Scully, who calls Petty “one of the great rebels of the music business,” was enamored with Petty’s song craftsmanship, as well as his comedic sensibility. “One of the things that always drew me to Tom Petty — beyond the amazing songwriting and musicianship of him and the band — was that he had this great dry sense of humor, which is why people in comedy really liked him too,” says Scully. “He was genuinely funny, not only on The Simpsons. He had a recurring role on Garry Shandling’s first show, playing Garry’s neighbor. He had real comedy chops. When he did The Simpsons, I knew we wouldn’t have to tell him how to be funny; he would just come in and do it.”
“How I Spent My Strummer Vacation” was initially imagined to include guest spots with B-list rock stars, but the wish list was upgraded when the Rolling Stones expressed interest in participating to help promote an upcoming tour. “Once Mick and Keith were in, you’ve got to go after the best, and Tom Petty was literally the first person I wanted,” says Scully. “There were a few people I always wanted to have on the show, and he was one of them… It was so much fun to write his voice because I already knew it so well from all the years of seeing him play and hearing him do interviews and watching him on the Shandling show. He was just one of those guys who, on top of all the musical talent, was genuinely funny.”
There was no drama or negotiating in securing the music legend, perhaps because he had a deep affection for the long-running animated series. (He did not like to license his music frequently for TV shows, but made an exception and allowed The Simpsons to use “The Waiting” in a 1997 episode.) “It was an easy get,” Scully recalls. “We asked, he said yes, it was that easy…. He was a genuine fan, and he kept rubbing it in to his bandmates — they had been doing an all-night recording session at the time — and telling them to be sure to remind him that he had to leave to go record The Simpsons.”

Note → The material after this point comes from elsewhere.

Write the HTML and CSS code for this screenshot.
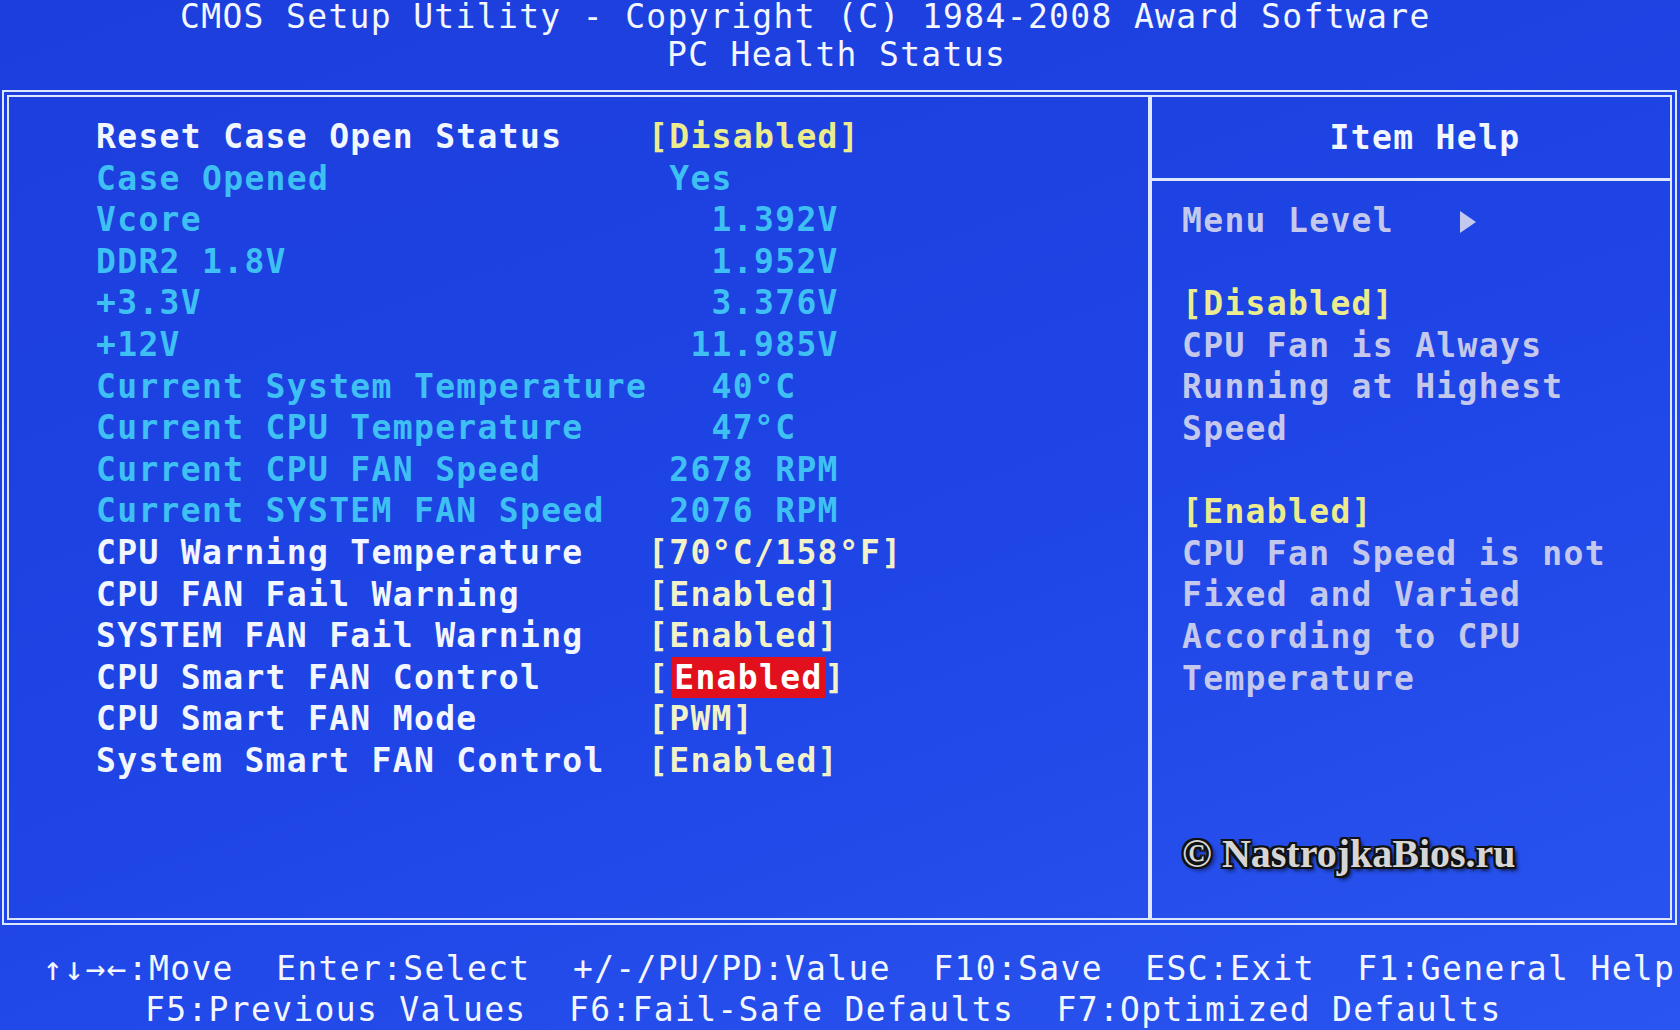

The recording session proved to be a highlight for the Simpsons producers. “He was everything we wanted,” says Scully. “He brought his guitar, he played for us. He clearly was having a great time doing it. That is him playing the guitar in the show. [At the part where Petty asks, “You just want mindless, generic rock?”] he just grabbed his guitar and asked us, ‘You mean something like this?’ and what he did was what we used in the show. He knew exactly what we were talking about. He got the joke right away. If you watch the closing credits of that episode, we have a snippet of him recording his lines and playing the guitar.” (Petty crossed paths with the show once again, presenting a gift to the Simpsons team at a 300th episode party that he attended with his son.)
“It’s a devastating loss,” sums up Scully. “It’s a loss for me personally, it’s a loss for music and a loss for comedy. Because the guy really made me laugh. This one hurts.” Ultimately, he finds solace in “How I Spent My Strummer Vacation” bringing him in contact with an idol of his. “Writing and producing that episode was definitely one of my favorite Simpsons moments,” says Scully. “It ultimately became my rock & roll fantasy camp having all these great musicians in it, but the time with Tom Petty was as cool as I could have hoped for, and more fun than I could have imagined. He did not disappoint — on any level.”